Gov Docs relocation would be a budgetary move that hurts students, not a Lamont gain

By The CRIMSON Staff

Lamont Library may soon receive an unnecessary facelift—Harvard College Library (HCL) plans to spend some $1 million on substantial changes to the undergraduate scholar’s favorite locale. Among the proposed changes include a relocation of the well-loved third-floor reading room to the fifth floor in order to convert that entrance level space into a new media center. This move has been in the air for some time now, and age has not improved the lackluster impression it gives—that it is a waste of resources. But another bad idea is surely also providing plenty of water-cooler conversation among HCL’s management. Some library administrators want to move the Government Documents Collection (Gov Docs)—the research and statistic hub utilized by social science students, currently located in the basement of Lamont—to Littauer Hall, a building in the North Yard.

HCL has spun the proposed change as motivated by concern for students. That would be nice, but experience has taught Harvard’s undergraduates to be wary of cost-cutting moves disguised as reactions to student woes. In the recently announced shrinking of Hilles Library, HCL is planning for a comprehensive reimagining of the building for student group use. For Lamont, administrators have offered an unimpressive suggestion of some sort of student cafe—even more unnecessary with the Barker Center’s rotunda cafe literally across the street—to replace the highly utilized Gov Docs. What may be palatable in Hilles tastes sour nearer to the river.

It is difficult to see this proposed measure as anything more than an easy way to shave costs—at the expense of students—from HCL, which is projecting a $3 million deficit over the next two years. A Gov Docs housed in Littauer, whose library is open for significantly fewer hours each week, would allow HCL to lay off staff.

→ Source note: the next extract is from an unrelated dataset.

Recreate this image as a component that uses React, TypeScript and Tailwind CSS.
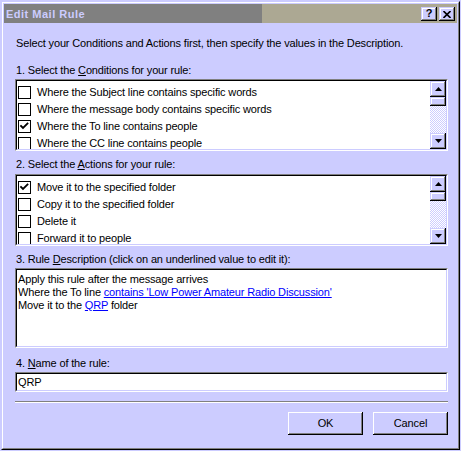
import React from 'react';

const conditions = [
  { label: 'Where the Subject line contains specific words', checked: false },
  { label: 'Where the message body contains specific words', checked: false },
  { label: 'Where the To line contains people', checked: true },
  { label: 'Where the CC line contains people', checked: false },
];

const actions = [
  { label: 'Move it to the specified folder', checked: true },
  { label: 'Copy it to the specified folder', checked: false },
  { label: 'Delete it', checked: false },
  { label: 'Forward it to people', checked: false },
];

function CheckBox({ checked }: { checked: boolean }) {
  return (
    <div className="w-[13px] h-[13px] border border-black bg-white flex-shrink-0">
      {checked && (
        <svg width="11" height="11" viewBox="0 0 11 11">
          <path d="M2 5 L4 7 L8.5 2.5" fill="none" stroke="#000" strokeWidth="1.8" strokeLinecap="square" />
        </svg>
      )}
    </div>
  );
}

function Arrow({ up }: { up: boolean }) {
  return (
    <svg width="7" height="4" viewBox="0 0 7 4">
      {up ? <polygon points="3.5,0 7,4 0,4" fill="#000" /> : <polygon points="0,0 7,0 3.5,4" fill="#000" />}
    </svg>
  );
}

const raised = 'shadow-[inset_-1px_-1px_#000000,inset_1px_1px_#ccccff,inset_-2px_-2px_#808080,inset_2px_2px_#ffffff]';

function ScrollBar() {
  return (
    <div className="w-[16px] flex flex-col flex-shrink-0">
      <div className={`h-[16px] bg-[#ccccff] flex items-center justify-center ${raised}`}>
        <Arrow up />
      </div>
      <div className={`h-[9px] bg-[#ccccff] ${raised}`} />
      <div className="flex-1 bg-[repeating-conic-gradient(#ffffff_0_25%,#ccccff_0_50%)] bg-[length:2px_2px]" />
      <div className={`h-[16px] bg-[#ccccff] flex items-center justify-center ${raised}`}>
        <Arrow up={false} />
      </div>
    </div>
  );
}

// sunken 2px field border
function Sunken({ className, children }: { className: string; children: React.ReactNode }) {
  return (
    <div className={`border border-t-[#808080] border-l-[#808080] border-b-white border-r-white ${className}`}>
      <div className="h-full border border-t-black border-l-black border-b-[#ccccff] border-r-[#ccccff] bg-white overflow-hidden">
        {children}
      </div>
    </div>
  );
}

function RuleList({ items }: { items: { label: string; checked: boolean }[] }) {
  return (
    <Sunken className="h-[72px]">
      <div className="flex h-full">
        <div className="flex-1 overflow-hidden pt-[3px]">
          {items.map((it) => (
            <div key={it.label} className="h-[17px] flex items-center pl-[1px] gap-[6px]">
              <CheckBox checked={it.checked} />
              <span className="whitespace-nowrap">{it.label}</span>
            </div>
          ))}
        </div>
        <ScrollBar />
      </div>
    </Sunken>
  );
}

const pushButton =
  'w-[75px] h-[23px] bg-[#ccccff] shadow-[inset_-1px_-1px_#000000,inset_1px_1px_#ffffff,inset_-2px_-2px_#808080,inset_2px_2px_#ccccff]';

export default function App() {
  return (
    <div className="w-[461px] h-[451px] bg-[#ccccff] pt-[1px] pl-[1px] overflow-hidden font-['Liberation_Sans',Arial,sans-serif] text-[11px] leading-[13px] tracking-[-0.15px] text-black">
      <div className="w-[459px] h-[449px] border border-t-[#ccccff] border-l-[#ccccff] border-r-black border-b-black">
        <div className="h-full border border-t-white border-l-white border-r-[#808080] border-b-[#808080] p-[1px] flex flex-col">
          {/* Title bar */}
          <div className="h-[19px] flex items-start bg-[linear-gradient(to_right,#808080_57%,#aca893_57%)] flex-shrink-0">
            <span className="pt-[4px] pl-[2px] font-bold text-[#ccccff] tracking-[0.5px]">Edit Mail Rule</span>
            <div className="ml-auto mt-[3px] mr-[2px] flex gap-[2px]">
              <div className={`w-[16px] h-[14px] bg-[#ccccff] flex items-center justify-center font-bold text-[11px] leading-[11px] ${raised}`}>
                <span className="pb-[1px]">?</span>
              </div>
              <div className={`w-[16px] h-[14px] bg-[#ccccff] flex items-center justify-center ${raised}`}>
                <svg width="8" height="7" viewBox="0 0 8 7">
                  <path d="M0.5 0 L7.5 7 M7.5 0 L0.5 7" stroke="#000" strokeWidth="1.6" />
                </svg>
              </div>
            </div>
          </div>

          {/* Body */}
          <div className="pl-[11px] pt-[14px] w-[444px] flex flex-col">
            <div className="h-[13px] pl-[1px] whitespace-nowrap">
              Select your Conditions and Actions first, then specify the values in the Description.
            </div>

            <div className="h-[13px] pl-[1px] mt-[14px]">
              1. Select the <span className="underline">C</span>onditions for your rule:
            </div>
            <div className="mt-[2px]">
              <RuleList items={conditions} />
            </div>

            <div className="h-[13px] pl-[1px] mt-[7px]">
              2. Select the <span className="underline">A</span>ctions for your rule:
            </div>
            <div className="mt-[3px]">
              <RuleList items={actions} />
            </div>

            <div className="h-[13px] pl-[1px] mt-[7px]">
              3. Rule <span className="underline">D</span>escription (click on an underlined value to edit it):
            </div>
            <div className="mt-[2px]">
              <Sunken className="h-[80px]">
                <div className="pt-[3px] pl-[1px] whitespace-nowrap">
                  <div>Apply this rule after the message arrives</div>
                  <div>
                    Where the To line{' '}
                    <span className="text-[#0000ff] underline">contains 'Low Power Amateur Radio Discussion'</span>
                  </div>
                  <div>
                    Move it to the <span className="text-[#0000ff] underline">QRP</span> folder
                  </div>
                </div>
              </Sunken>
            </div>

            <div className="h-[13px] pl-[1px] mt-[9px]">
              4. <span className="underline">N</span>ame of the rule:
            </div>
            <div className="mt-[2px]">
              <Sunken className="h-[20px]">
                <div className="h-full flex items-center pl-[1px]">QRP</div>
              </Sunken>
            </div>

            <div className="mt-[9px] h-[2px] border-t border-t-[#808080] border-b border-b-white" />

            <div className="mt-[9px] flex justify-end gap-[10px]">
              <button className={pushButton}>OK</button>
              <button className={pushButton}>Cancel</button>
            </div>
          </div>
        </div>
      </div>
    </div>
  );
}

Some proponents of the move claim that Gov Docs sees much of its use from non-undergraduate clients—housing public records, the collection must be open to the general public. But a current research librarian for the collection attests that some 90 percent of his clients are indeed undergraduates. Since Gov Docs provides research materials on national data, students from various social science departments use it as a resource. With usage studies seemingly out of date, and without direct consultation with students, HCL’s push to move Gov Docs seems to have little student interest motivation. In fact, the plan actually weakens the service Lamont Library offers to undergraduates by removing the resource out of the heart of the undergraduate library system.

To truly improve Lamont’s student services, HCL must research what students want out of their primary undergraduate library. As it stands, however, the proposed move of Gov Docs is simply a sugar-coated plan that will not go down easy.